When there is a discrepancy between the Uniform Grant Guidance and the Federal regulations for the VR, Supported Employment (SE), and Independent Living (IL) programs, as outlined specifically in 397, the federal program regulations supersede 2 C.F.R. part 200-Uniform Grant Guidance. Know your own state rules and regulations. Sometimes they conflict with federal regulations. Seek clarification when this occurs and know your options. Contact your RSA state liaison and financial management specialist with questions for clarification.
There are several resources that can help with this topic.
- Forbes: It's Time For A Reimagining of Disability Etiquette
- JAN-Disability Etiquette
- NDNRC-Disability Etiquette Fact Sheet
- Etiquette: Interacting with People with Disabilities YouTube Video
34 CFR 361.13(c)(2) lays out the functions that must be reserved solely to the staff of the Designated State Unit (DSU) and those functions may not be delegated to any other agency or individual. At a minimum, these “non-delegable” responsibilities relate to decisions affecting the following:
- Eligibility, the nature, and scope of services and the provision of those services;
- The determination that individuals have achieved employment outcomes;
- Policy formulation and implementation;
- The allocation and expenditure of VR funds; and
- The participation of the DSU in the one-stop delivery system in accordance with Title I.
This is important for you to know and understand. Sometimes, the larger DSA takes an action or oversteps regarding the allocation and expenditure of funds and takes that out of the decision-making for the DSU. By understanding, you can speak up and inform others about the regulatory requirements.
The VR program has both required performance metrics and metrics you will want to review to understand the effectiveness and efficiency of the services provided. At its most effective, data should inform policy and procedure. Additionally, you should be constantly questioning the data’s validity as much of this information is reported on a Federal level and is used to tell your agency’s story. You should be mindful of erroneous and anomalous data as this may impact goals, strategies, funding, and overall performance. Ask questions to gain understanding and continuously learn, grow, and improve. The following is a list of tools and resources that will help you better understand reporting requirements and maximize data validity:
- Performance Reporting Tools & Resources
- WIOA Annual Report Data, Technical Assistance Circular (TAC) 19-01: Guidance for Jointly Reported Data Validation
- TAC-17-01: Guidance for WIOA Performance Accountability
Consider how financial data relates to program data and how analytics across both lines inform you and the management of your organizational position.
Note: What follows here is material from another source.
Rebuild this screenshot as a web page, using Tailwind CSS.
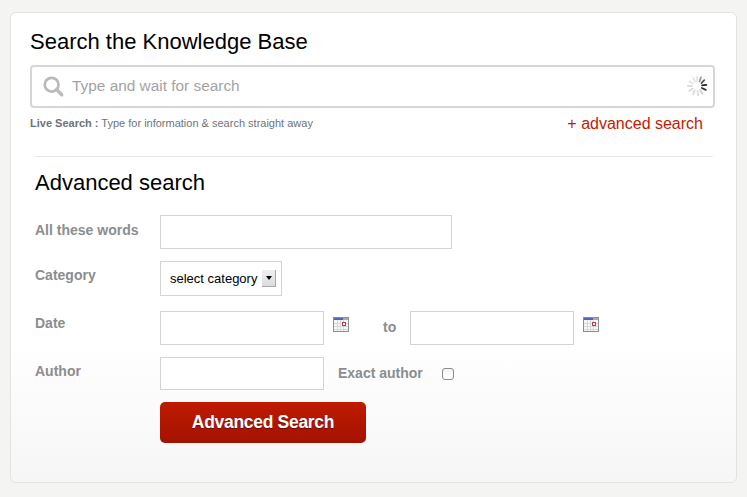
<!DOCTYPE html>
<html>
<head>
<meta charset="utf-8">
<script src="https://cdn.jsdelivr.net/npm/@tailwindcss/browser@4"></script>
</head>
<body class="bg-[#f4f4f2] font-['Liberation_Sans',Arial,sans-serif] h-[497px] w-[747px] overflow-hidden">
  <div class="ml-[10px] mt-[12px] w-[727px] h-[471px] box-border border border-[#e3e3e1] rounded-[6px] bg-gradient-to-b from-white from-[70%] to-[#f6f6f6] pl-[19px] pr-[21px] pt-[15px]">
    <h1 class="text-[22px] leading-[28px] text-black">Search the Knowledge Base</h1>

    <div class="mt-[9px] h-[43px] box-border border-2 border-[#d6d6d6] rounded-[4px] bg-white flex items-center pl-[10px] pr-[5px]">
      <svg width="22" height="22" viewBox="0 0 24 24" fill="none" stroke="#bababa" class="shrink-0 mb-[2px]">
        <circle cx="10.5" cy="10.5" r="7.5" stroke-width="3"/>
        <path d="M16 16L21.5 21.5" stroke-width="3.6" stroke-linecap="round"/>
      </svg>
      <span class="ml-[8px] mb-[2px] text-[15.4px] text-[#a3a3a3]">Type and wait for search</span>
      <svg width="22" height="22" viewBox="1 1 20 20" class="ml-auto mb-[2px] shrink-0" stroke-width="1.6" stroke-linecap="round">
        <path d="M11 2.5V6.5" stroke="#e4e4e4"/>
        <path d="M14.6 3.2L13.3 6.8" stroke="#9a9a9a"/>
        <path d="M17.6 5.6L15 8.4" stroke="#555"/>
        <path d="M19.5 10L15.6 10.5" stroke="#222"/>
        <path d="M19 14.5L15.4 12.8" stroke="#333"/>
        <path d="M16 18L13.8 14.6" stroke="#d0d0d0"/>
        <path d="M12 19.5L11.4 15.5" stroke="#dcdcdc"/>
        <path d="M7.5 18.5L9 15" stroke="#d8d8d8"/>
        <path d="M4 15.5L7.2 13.3" stroke="#dcdcdc"/>
        <path d="M2.6 11L6.5 11" stroke="#e0e0e0"/>
        <path d="M4 6.8L7.4 8.8" stroke="#e4e4e4"/>
        <path d="M7.4 3.4L9.2 6.8" stroke="#e4e4e4"/>
      </svg>
    </div>

    <div class="flex justify-between items-start pr-[12px] mt-[7px]">
      <p class="text-[11px] leading-[16px] text-[#6f7377]"><b>Live Search :</b> Type for information &amp; search straight away</p>
      <a class="text-[16px] leading-[18px] text-[#c41a00]">+ advanced search</a>
    </div>

    <hr class="ml-[4px] mr-[2px] mt-[23px] border-t border-[#e9e9e9]">

    <div class="pl-[5px]">
      <h2 class="mt-[12px] text-[22px] leading-[28px] text-black">Advanced search</h2>

      <div class="mt-[18px] flex items-start text-[14px] font-bold text-[#8b8d8f]">
        <label class="w-[125px] mt-[6px] leading-[18px]">All these words</label>
        <input type="text" class="w-[292px] h-[34px] box-border border border-[#d4d4d4] bg-white">
      </div>

      <div class="mt-[12px] flex items-start text-[14px] font-bold text-[#8b8d8f]">
        <label class="w-[125px] mt-[5px] leading-[18px]">Category</label>
        <div class="w-[122px] h-[35px] box-border border border-[#d4d4d4] bg-white flex items-center pl-[9px]">
          <span class="text-[13px] font-normal text-black">select category</span>
          <span class="ml-[5px] w-[14px] h-[17px] bg-gradient-to-b from-[#f0f0f0] to-[#dcdcdc] border-r border-b border-[#a8a8a8] flex items-center justify-center">
            <span class="w-0 h-0 border-x-[3px] border-x-transparent border-t-[4px] border-t-black"></span>
          </span>
        </div>
      </div>

      <div class="mt-[15px] flex items-start text-[14px] font-bold text-[#8b8d8f]">
        <label class="w-[125px] mt-[3px] leading-[18px]">Date</label>
        <input type="text" class="w-[164px] h-[34px] box-border border border-[#d4d4d4] bg-white">
        <svg width="16" height="15" viewBox="0 0 16 15" class="ml-[9px] mt-[6px]">
          <rect x="0.5" y="0.5" width="15" height="14" fill="#f7f7f7" stroke="#8e8e8e"/>
          <rect x="1" y="1" width="9" height="2" fill="#5b5fc0"/>
          <rect x="10" y="1" width="5" height="2" fill="#a9a9a9"/>
          <path d="M1 6.5H15M1 9.5H15M1 12.5H15M4.5 3V14M7.5 3V14M10.5 3V14" stroke="#d8d8d8" fill="none"/>
          <rect x="9.5" y="5.5" width="3" height="3" fill="#fff" stroke="#b5423a"/>
        </svg>
        <span class="ml-[34px] mt-[7px] leading-[18px]">to</span>
        <input type="text" class="ml-[14px] w-[164px] h-[34px] box-border border border-[#d4d4d4] bg-white">
        <svg width="16" height="15" viewBox="0 0 16 15" class="ml-[9px] mt-[6px]">
          <rect x="0.5" y="0.5" width="15" height="14" fill="#f7f7f7" stroke="#8e8e8e"/>
          <rect x="1" y="1" width="9" height="2" fill="#5b5fc0"/>
          <rect x="10" y="1" width="5" height="2" fill="#a9a9a9"/>
          <path d="M1 6.5H15M1 9.5H15M1 12.5H15M4.5 3V14M7.5 3V14M10.5 3V14" stroke="#d8d8d8" fill="none"/>
          <rect x="9.5" y="5.5" width="3" height="3" fill="#fff" stroke="#b5423a"/>
        </svg>
      </div>

      <div class="mt-[12px] flex items-start text-[14px] font-bold text-[#8b8d8f]">
        <label class="w-[125px] mt-[5px] leading-[18px]">Author</label>
        <input type="text" class="w-[164px] h-[33px] box-border border border-[#d4d4d4] bg-white">
        <span class="ml-[14px] mt-[7px] leading-[18px]">Exact author</span>
        <span class="ml-[19px] mt-[11px] w-[12px] h-[12px] box-border border border-[#8a8a8a] rounded-[3px] bg-gradient-to-b from-[#f4f4f4] to-white"></span>
      </div>

      <button class="ml-[125px] mt-[12px] block w-[206px] h-[41px] rounded-[5px] bg-gradient-to-b from-[#bf1a00] to-[#a31300] text-white text-[17.5px] font-bold tracking-[-0.3px] [text-shadow:0_1px_1px_rgba(0,0,0,0.4)]">Advanced Search</button>
    </div>
  </div>
</body>
</html>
Does it reflect adopted strategies and priorities, and, if not, what information does it offer? Data, reporting, and analytics is an area where VR organizations tend to silo, and yet, great opportunities exist in coordination. Successful coordination is dependent on both sides gaining an understanding of one another.
There are many reports required that cover different aspects of the grants’ management. For all the reports and dates required for submission, download RSA Formula Grant Programs: Federal Reports and Deadlines. Personalize this for your agency and the staff assigned to complete the various reports.
Participate in national associations. the Council of State Administrators of Vocational Rehabilitation (CSAVR) and National Council of State Agencies for the Blind (NCSAB), as applicable. Both groups are membership organizations that have various committees and training that can be of benefit to you. This includes the CSAVR Leadership Forum.
These organizations are composed of people who were new to VR at one time or another. Connect with others to find that colleague to go to with questions.
Additionally, the National Rehabilitation Leadership Institute offers the opportunity for leaders in the public program of vocational rehabilitation to enrich their knowledge, skills, and understanding to meet the constantly changing needs and expectations of their consumers, employees, employers, and community partners. For more information, visit NRLI.
To-Dos For You:
- Sign up for the next CSAVR Leadership Forum.
- Check out the NRLI website.
- Reach out to the associations and see how you can get connected with a buddy.
- Get your buddy’s contact information.
- Ask your buddy about their top three recommendations for a new VR administrator.